Contact: 121 West 27th Street, #301, New York, NY 10001; 212-627-0444; madre@madre.org; http://www.madre.org.
SYRIA/MIDDLE EAST - The Middle East Children’s Alliance (MECA) is currently seeking funds to assist more than 200,000 refugees fleeing violence in Syria.
Contact: https://www.mecaforpeace.org.
FOLK FESTIVAL - The Falcon Ridge Folk Festival will be held August 2-4, in the Berkshires, NY.
Contact: http://www.falconridgefolk.com/; falcridge@aol.com.
WAR RESISTERS - The War Resisters League will hold its 90th anniversary conference, Revolutionary Nonviolence: Building Bridges Across Generations and Communities, August 1-4, at Georgetown University. The event will focus on the U.S.’ long history of antimilitarism.
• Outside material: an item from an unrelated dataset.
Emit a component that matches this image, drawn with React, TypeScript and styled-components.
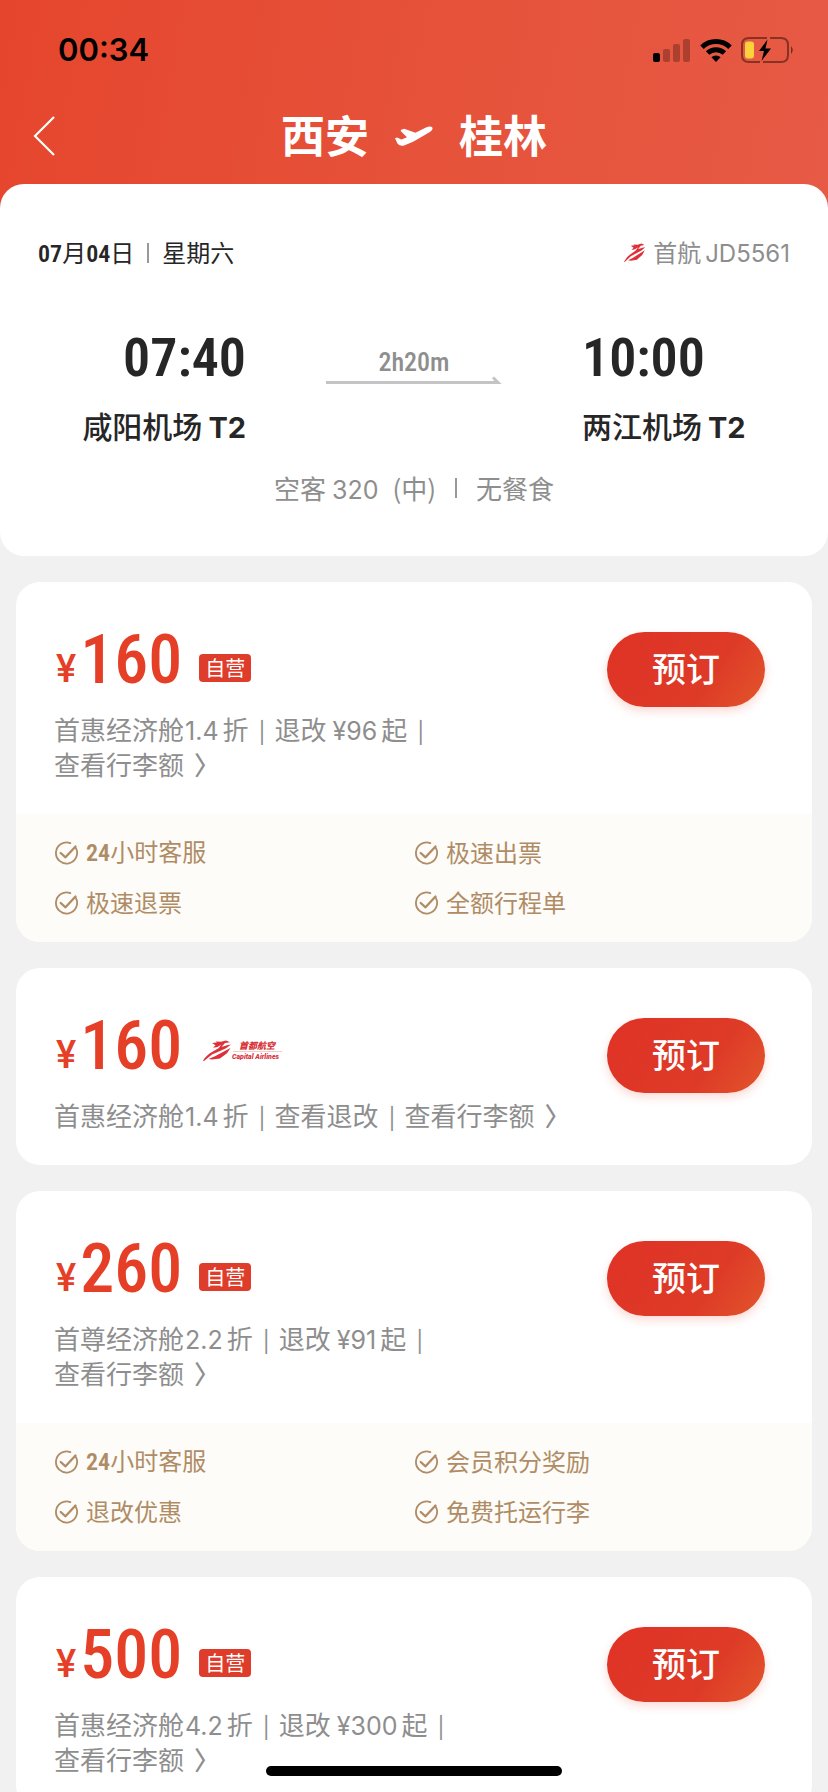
import React from "react";
import styled, { createGlobalStyle } from "styled-components";

const cjk = '"Noto Sans CJK SC", sans-serif';
const digits = '"Roboto Condensed", "Roboto", sans-serif';
const latin = '"Inter", sans-serif';

const red = "#e53f27";
const ink = "#262626";
const grey = "#8e8e8e";

const GlobalStyle = createGlobalStyle`
  * { box-sizing: border-box; }
  body { margin: 0; background: #f1f1f1; color: ${ink}; font-family: ${cjk}; }
  h1, p, ul { margin: 0; padding: 0; list-style: none; }
  button { border: 0; padding: 0; background: none; cursor: pointer; }
  a { color: inherit; text-decoration: none; }
  svg { display: block; flex: none; }
`;

const Screen = styled.div`
  display: flex;
  flex-direction: column;
  height: 100vh;
  overflow: hidden;
  background: linear-gradient(100deg, #e6452d 0%, #e6523a 52%, #e75a45 100%) top / 100% 220px no-repeat;
`;

const StatusBar = styled.div`
  flex: none;
  display: flex;
  justify-content: space-between;
  align-items: center;
  height: 100px;
  padding: 0 33px 0 58px;
  color: #000;
  font: 600 31px/40px ${latin};
`;

const StatusIcons = styled.div`
  display: flex;
  align-items: center;
  gap: 9px;
`;

const NavBar = styled.header`
  flex: none;
  display: grid;
  grid-template-columns: 64px 1fr 64px;
  align-items: start;
  height: 84px;
  padding-top: 6px;
  color: #fff;
`;

const BackButton = styled.button`
  display: flex;
  align-items: center;
  height: 60px;
  padding-left: 33px;
  color: inherit;
`;

const Route = styled.h1`
  display: flex;
  justify-content: center;
  align-items: center;
  gap: 24px;
  font: 700 44px/56px ${cjk};
`;

const Content = styled.main`
  flex: 1;
  min-height: 0;
  overflow-y: auto;
  scrollbar-width: none;
  background: linear-gradient(transparent 40px, #f1f1f1 40px);
`;

const FlightCard = styled.section`
  padding: 52px 38px 51px;
  background: #fff;
  border-radius: 24px;
`;

const FlightMeta = styled.div`
  display: flex;
  justify-content: space-between;
  font-size: 24px;
  line-height: 32px;
`;

const MetaItem = styled.p<{ $muted?: boolean }>`
  display: flex;
  align-items: baseline;
  color: ${(p) => (p.$muted ? grey : ink)};
`;

const Digits = styled.span`
  font-family: ${digits};
  font-weight: 600;
`;

const Latin = styled.span<{ $lead?: boolean }>`
  margin: 0 4px 0 ${(p) => (p.$lead ? 6 : 1)}px;
  font: 400 25px/25px ${latin};
`;

const CarrierIcon = styled.span`
  align-self: center;
  margin-right: 7px;
`;

const FlightNumber = styled.span`
  margin-left: 4px;
  font-family: ${latin};
`;

const Rule = styled.span<{ $gap: number }>`
  align-self: center;
  width: 2px;
  height: 20px;
  margin: 0 ${(p) => p.$gap}px;
  background: #999;
`;

const Schedule = styled.div`
  display: grid;
  grid-template-columns: 1fr 176px 1fr;
  column-gap: 80px;
  margin-top: 54px;
`;

const Stop = styled.div<{ $arrival?: boolean }>`
  display: flex;
  flex-direction: column;
  align-items: ${(p) => (p.$arrival ? "flex-start" : "flex-end")};
`;

const Time = styled.p`
  font: 600 54px/68px ${digits};
`;

const Airport = styled.p`
  display: flex;
  align-items: baseline;
  gap: 6px;
  margin-top: 13px;
  font-size: 30px;
  font-weight: 500;
  line-height: 40px;
  white-space: nowrap;
`;

const Terminal = styled.b`
  font: 700 29px/40px ${latin};
`;

const Leg = styled.div`
  padding-top: 25px;
  color: ${grey};
  font: 500 26px/26px ${digits};
  text-align: center;
`;

const Aircraft = styled.p`
  display: flex;
  justify-content: center;
  align-items: baseline;
  margin-top: 23px;
  color: ${grey};
  font-size: 26px;
  line-height: 34px;
`;

const Size = styled.span`
  margin-left: 10px;
`;

const OfferList = styled.ul`
  display: flex;
  flex-direction: column;
  gap: 26px;
  padding: 26px 16px;
`;

const OfferCard = styled.li`
  overflow: hidden;
  background: #fff;
  border-radius: 24px;
`;

const OfferMain = styled.div`
  display: flex;
  justify-content: space-between;
  align-items: flex-start;
  gap: 28px;
  padding: 38px 47px 32px 38px;
`;

const OfferText = styled.div`
  flex: 1;
`;

const PriceRow = styled.div`
  display: flex;
  align-items: flex-end;
  height: 80px;
  padding-left: 2px;
  color: ${red};
`;

const Yen = styled.span`
  margin-right: 4px;
  font: 500 38px/62px "Roboto", sans-serif;
`;

const Amount = styled.span`
  font: 500 68px/80px ${digits};
`;

const SelfRun = styled.span`
  margin: 0 0 18px 17px;
  padding: 0 6px;
  border-radius: 4px;
  background: #df3d2b;
  color: #fff;
  font-size: 20px;
  line-height: 28px;
`;

const CarrierMark = styled.span`
  margin: 0 0 22px 21px;
`;

const Terms = styled.p`
  margin-top: 11px;
  padding-bottom: 1px;
  color: ${grey};
  font-size: 26px;
  line-height: 35px;
`;

const Term = styled.span`
  white-space: nowrap;
`;

const Bar = styled.span`
  padding: 0 9px 0 10px;
  font: 400 21px/21px ${latin};
`;

const Arrow = styled.span`
  margin-left: 10px;
  font-weight: 500;
`;

const BookButton = styled.button`
  flex: none;
  width: 158px;
  height: 75px;
  margin-top: 12px;
  padding-bottom: 4px;
  border-radius: 38px;
  background: linear-gradient(125deg, #df3226 0%, #de3b27 65%, #e2562b 100%);
  box-shadow: 0 4px 10px rgba(229, 63, 39, 0.2);
  color: #fff;
  font: 500 34px/48px ${cjk};
`;

const Perks = styled.ul`
  display: grid;
  grid-template-columns: 1fr 1fr;
  padding: 14px 38px;
  background: #fdfcf8;
  color: #b08c66;
`;

const Perk = styled.li`
  display: flex;
  align-items: center;
  gap: 8px;
  height: 50px;
  font-size: 24px;
  line-height: 32px;
`;

const PerkText = styled.span`
  padding-bottom: 2px;
`;

const HomeIndicator = styled.div`
  position: fixed;
  left: 50%;
  bottom: 16px;
  width: 296px;
  height: 10px;
  margin-left: -148px;
  border-radius: 5px;
  background: #000;
`;

const SignalIcon = () => (
  <svg width="38" height="24" viewBox="0 0 38 24" aria-hidden="true">
    <rect x="0" y="15" width="7" height="9" rx="2" />
    <g opacity=".25">
      <rect x="10" y="11" width="7" height="13" rx="2" />
      <rect x="20" y="6" width="7" height="18" rx="2" />
      <rect x="30" y="1" width="7" height="23" rx="2" />
    </g>
  </svg>
);

const WifiIcon = () => (
  <svg width="32" height="24" viewBox="0 0 32 24" aria-hidden="true">
    <g fill="none" stroke="#000" strokeWidth="5">
      <path d="M2 9.200A20 20 0 0 1 30 9.200" />
      <path d="M7.600 15A12.200 12.200 0 0 1 24.400 15" />
    </g>
    <path d="M16 24l-4.600-4.700a6.600 6.600 0 0 1 9.200 0z" />
  </svg>
);

const BatteryIcon = () => (
  <svg width="54" height="26" viewBox="0 0 54 26" aria-hidden="true">
    <g fill="none" stroke="#000" strokeOpacity=".42" strokeWidth="2">
      <path d="M26 1H8Q1 1 1 8V18Q1 25 8 25H19" />
      <path d="M29 1H40Q47 1 47 8V18Q47 25 40 25H22" />
    </g>
    <path d="M50 9q3.500 4 0 8z" opacity=".5" />
    <rect x="4" y="4.500" width="9" height="17" rx="3" fill="#fbd23c" />
    <path d="M26.500 2.500L18 14h5L20.500 24 30 11.500h-5.500z" />
  </svg>
);

const BackIcon = () => (
  <svg width="22" height="40" viewBox="0 0 22 40" fill="none" stroke="currentColor" strokeWidth="2.200" aria-hidden="true">
    <path d="M21 1L2 20l19 19" />
  </svg>
);

const PlaneIcon = () => (
  <svg width="42" height="30" viewBox="0 -6 42 30" fill="#fff" aria-hidden="true">
    <path d="M2 13.200L4 12.600 8.500 14.500 14 12.300 7.600 6 8.200 4.700 11.200 3.800 22.400 7.800 33 2.400Q37.500.600 39.400 2.400 40.300 4.600 36.500 7.200L20.600 16.600 11.200 20.400Q7 21.400 4.600 18.800Z" />
  </svg>
);

const LegArrow = () => (
  <svg width="176" height="10" viewBox="0 0 176 10" fill="none" stroke="#c4c4c4" strokeWidth="3" aria-hidden="true">
    <path d="M0 7.500H172L167 2.500" />
  </svg>
);

const dragon = (
  <g fill="#dd3039">
    <path d="M9 3L14 2.600 12.500 1.600 18 1.800 23 .500 27 2.200 22 3 18.500 7 24 5.200 28 4.600 23 8.200 17 11 9 14.500 1 21 0 20.600Q4 14.500 9 12L15.500 8.200 18.500 4.600 14.500 7 10 7.800 12.500 5.200Z" />
    <path d="M27.500 8L24 13.200 17 18.400 9 19.400 5.500 19 12 16.200 19 12.500Z" />
  </g>
);

const DragonIcon = () => (
  <svg width="22" height="20" viewBox="0 0 29 22" preserveAspectRatio="none" aria-hidden="true">
    {dragon}
  </svg>
);

const CapitalAirlinesLogo = () => (
  <svg width="82" height="24" viewBox="0 0 82 24" overflow="visible" role="img" aria-label="首都航空 Capital Airlines">
    {dragon}
    <path d="M30 11.500H79" stroke="#f1cfc6" />
    <text x="36" y="9" fill="#d9333a" fontFamily={cjk} fontSize="9" fontWeight="900" fontStyle="italic">首都航空</text>
    <text x="29" y="19" fill="#d9333a" fontFamily="Roboto, sans-serif" fontSize="7" fontWeight="900" fontStyle="italic">Capital Airlines</text>
  </svg>
);

const CheckIcon = () => (
  <svg width="24" height="24" viewBox="0 0 25 25" fill="none" stroke="currentColor" strokeWidth="1.900" strokeLinecap="round" aria-hidden="true">
    <path d="M17 2.200A11 11 0 1 0 22.700 7.200" />
    <path d="M7 12.500l5 4.500L22.400 5.800" strokeWidth="2.400" strokeLinejoin="round" />
  </svg>
);

type Offer = {
  price: number;
  cabin: string;
  discount: string;
  fee?: string;
  selfRun?: boolean;
  perks?: string[];
};

const offers: Offer[] = [
  {
    price: 160,
    cabin: "首惠经济舱",
    discount: "1.4",
    fee: "¥96",
    selfRun: true,
    perks: ["24小时客服", "极速出票", "极速退票", "全额行程单"],
  },
  { price: 160, cabin: "首惠经济舱", discount: "1.4" },
  {
    price: 260,
    cabin: "首尊经济舱",
    discount: "2.2",
    fee: "¥91",
    selfRun: true,
    perks: ["24小时客服", "会员积分奖励", "退改优惠", "免费托运行李"],
  },
  { price: 500, cabin: "首惠经济舱", discount: "4.2", fee: "¥300", selfRun: true },
];

const withDigits = (text: string) =>
  text.split(/(\d+)/).map((part, i) => (/^\d/.test(part) ? <Digits key={i}>{part}</Digits> : part));

const OfferItem = ({ price, cabin, discount, fee, selfRun, perks }: Offer) => (
  <OfferCard>
    <OfferMain>
      <OfferText>
        <PriceRow>
          <Yen>¥</Yen>
          <Amount>{price}</Amount>
          {selfRun ? (
            <SelfRun>自营</SelfRun>
          ) : (
            <CarrierMark>
              <CapitalAirlinesLogo />
            </CarrierMark>
          )}
        </PriceRow>
        <Terms>
          <Term>
            {cabin}
            <Latin>{discount}</Latin>折<Bar>|</Bar>
          </Term>
          <wbr />
          <Term>
            {fee ? (
              <>
                退改<Latin $lead>{fee}</Latin>起
              </>
            ) : (
              <a href="#refund">查看退改</a>
            )}
            <Bar>|</Bar>
          </Term>
          <wbr />
          <Term as="a" href="#baggage">
            查看行李额<Arrow>〉</Arrow>
          </Term>
        </Terms>
      </OfferText>
      <BookButton type="button">预订</BookButton>
    </OfferMain>
    {perks && (
      <Perks>
        {perks.map((perk) => (
          <Perk key={perk}>
            <CheckIcon />
            <PerkText>{withDigits(perk)}</PerkText>
          </Perk>
        ))}
      </Perks>
    )}
  </OfferCard>
);

export default function App() {
  return (
    <Screen>
      <GlobalStyle />
      <StatusBar>
        <span>00:34</span>
        <StatusIcons>
          <SignalIcon />
          <WifiIcon />
          <BatteryIcon />
        </StatusIcons>
      </StatusBar>
      <NavBar>
        <BackButton type="button" aria-label="返回">
          <BackIcon />
        </BackButton>
        <Route>
          <span>西安</span>
          <PlaneIcon />
          <span>桂林</span>
        </Route>
      </NavBar>
      <Content>
        <FlightCard>
          <FlightMeta>
            <MetaItem>
              <span>{withDigits("07月04日")}</span>
              <Rule $gap={13} />
              <span>星期六</span>
            </MetaItem>
            <MetaItem $muted>
              <CarrierIcon>
                <DragonIcon />
              </CarrierIcon>
              <span>首航</span>
              <FlightNumber>JD5561</FlightNumber>
            </MetaItem>
          </FlightMeta>
          <Schedule>
            <Stop>
              <Time>07:40</Time>
              <Airport>
                咸阳机场<Terminal>T2</Terminal>
              </Airport>
            </Stop>
            <Leg>
              2h20m
              <LegArrow />
            </Leg>
            <Stop $arrival>
              <Time>10:00</Time>
              <Airport>
                两江机场<Terminal>T2</Terminal>
              </Airport>
            </Stop>
          </Schedule>
          <Aircraft>
            空客<Latin $lead>320</Latin>
            <Size>(中)</Size>
            <Rule $gap={19} />
            无餐食
          </Aircraft>
        </FlightCard>
        <OfferList>
          {offers.map((offer, i) => (
            <OfferItem key={i} {...offer} />
          ))}
        </OfferList>
      </Content>
      <HomeIndicator />
    </Screen>
  );
}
Contact: 339 Lafayette Street, New York, NY 10012; 212-228-0450; wrl@warresisters.org; http://www.warresisters.org.
POPULAR ECONOMICS - The Center for Popular Economics is holding its 2013 Summer Institute August 4-9 at Hampshire College in Amherst, MA. No background in economics is needed for this intensive training. This year’s theme is, The Care Economy: Building a Just Economy with a Heart.
Contact: Center for Popular Economics, PO Box 785 Amherst, MA 01004; 413-545-0743; programs@populareconomics.org; www.populareconomics.org.
VETERANS - Veterans for Peace is holding the 28th annual convention August 6-11 in Madison, WI. This year’s theme is, Power To The Peaceful.
Contact: http://www.vfpnationalconvention.org/.
DEMOCRACY - The Democracy Convention will take place August 7-11 in Madison, WI. The convention brings together nine conferences including topics such as media, education, defense, race, environment and others.
Contact: https://democracyconvention.org/.
MEN - The 38th National Conference on Men & Masculinity: Forging Justice: Creating Safe, Equal and Accountable Communities, presented in partnership with HAVEN, will be held in Detroit, MI, August 8-10.
Contact: ccardinal@haven-oakland.org; http://www.nomas.org/.
OCCUPY - An Occupy National Gathering will be held in Kalamazoo, MI, August 21-25.
Contact: natgat2013@gmail.com; http://occupynationalgathering.net/.
COMMUNITIES - The Communities Conference is a networking and learning opportunity for co-operative or communal lifestyles, with workshops, events and entertainment; scheduled for August 30-September 2 at the Twin Oaks Community in Louisa, Virginia.
Contact: http://www.communitiesconference.org/.
LABOR DAY - The 29th annual Bread and Roses Festival, a celebration of the ethnic diversity and labor history of Lawrence, MA, will be held September 2, in honor of the 1912 Bread and Roses Strike. There will be music, dance, poetry, drama, ethnic food, historical demonstrations, walking & trolley tours.
Contact: PO Box 1137, Lawrence, MA 01842; 978-794-1655; http://www.breadandrosesheritage.org/.
OCCUPY WALL STREET - September 17 is the two-year anniversary of the Occupy Wall Street movement. Events are planned in New York City and worldwide.
Contact: http://occupywallst.org/.
TEACHERS - The 13th Annual Conference, “Teaching for Social Justice: The Politics of Pedagogy,” will be held October 12 in San Francisco, CA. The free event features workshops, resources, and free childcare.
Contact: 415-676-7844; teachers4socialjustice@yahoo.com; http://www.t4sj.org/.
HAITI - International Action, which brings clean water and chlorinators to Haiti, seeks office space capable of housing up to six people and their office equipment.
Contact: Zach Bremer, Zbrehmer@haitiwater.org; 202-488-0735; http://www.haitiwater.org/.
MEDIA - The Union for Democratic Communications and Project Censored are sponsoring a joint conference on media democracy, media activism and social justice to be held November 1-3 at the University of San Francisco. Proposals for presentations, workshops and panels from activists and critical scholars are invited.